Clarence Clarity non ama fare le cose a metà. Completando a tre anni di distanza la bilogia lanciata dal suo Ep "Vanishing Act", il trentanovenne londinese licenzia un concentrato di 37 minuti di hyperpop, funk, rock, colorato da una tavolozza sonora talmente satura e scomposta che al confronto ogni colpo di testa di Prince può dirsi morigerato. Se nel 2015, per il debutto "No Now", la parola d'ordine era hypnagogic pop, oggi è chiaro che l'orizzonte del musicista è (e forse è sempre stato) decisamente hyper: la voce è filtrata, distorta, il sound è sovrassaturo e coloratissimo; eppure c’è un’attenzione all’armonia, al songwriting e al dettaglio che per il genere è una rarità.
Nelle 10 tracce dell’album, Clarence Clarity frulla synth-funk caleidoscopico, grinta rock e intermezzi soul, con la disinvoltura noncurante del bedroom pop ma una maestria produttiva che regge il confronto con le punte più progressive dell'rnb/soul attuale (KNOWER, mk.gee, Hiatus Kaiyote).
Ogni pezzo è una sorpresa, una vetrina di sonorità che giocano con nostalgia e modernità: "The Greatest Living Musician, Found Dead" è una scarica di adrenalina, capace di fondere chitarroni da hard rock anni Ottanta, accenti vocali emo-pop, e interruzioni di stranianti found sounds. Accenni a un'alimentazione adolescenziale basata su Mtv si mescolano con sicurezza alle melodie pop più trasparenti e a repentini voltafaccia: "What Year Is This?!?! JFC" e "Old King, The World Moved On" ricordano l’rnb ipercommerciale di Backstreet Boys e *Nsync, combinato però a toni graffianti e a un mordente che ne trasfigura il cliché. Con "Allatonceness", si passa da un bubblegum-pop filastroccante a un ritornello esplosivo, buttandosi poi su un assolazzo di chitarra che di punto in bianco scompare nel fade out.
La vena compositiva è audace, sfacciata, perfino “proibita”. Si prenda ad esempio la ballatona "Guinevere", che chiude il disco su melasse tardo-Eighties: costruita la sua atmosfera languida, resa elegante da un passaggio di classe sulla quarta minore, scivola via via in una coda liquida e spiazzante alimentata da futuristici cambi di tonalità.
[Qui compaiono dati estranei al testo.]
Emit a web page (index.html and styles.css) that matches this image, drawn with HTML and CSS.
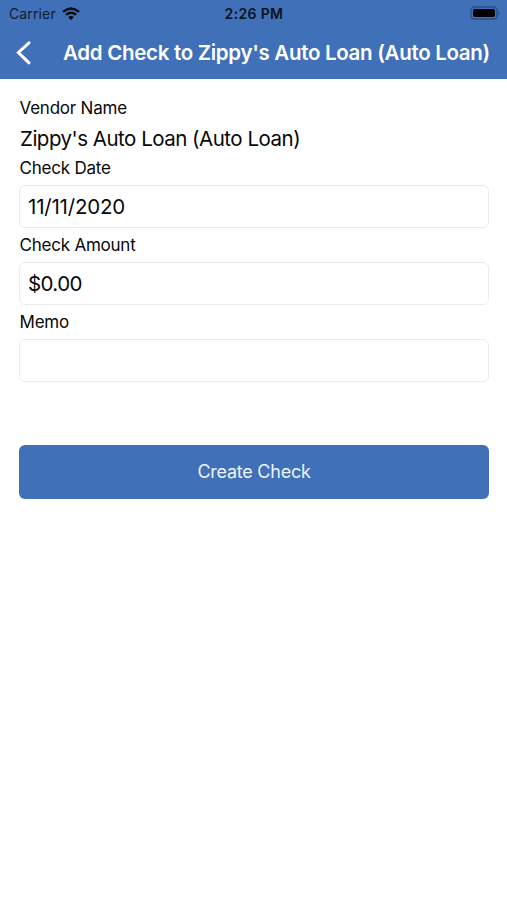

In "To Be A Bat", il contrasto è sottile ma dirompente: una chitarrina funky che si inserisce tra linee di basso sintetico, scuro e pesante. E in "Playing Our Parts", Clarence butta un passaggio chiptune dalle sfumature assai spooky in mezzo a esuberanti hook da boyband, con falsetti che flirtano gigioni con il pop di Max Martin.
Esilarante, sfrontato, pazzoide, ma raffinato anche nelle scelte più equilibristiche, "Vanishing Act II: Ultimate Reality" è un’avventura sonora contagiosa e galvanizzante, capace di stordire e divertire a ogni nuovo ascolto.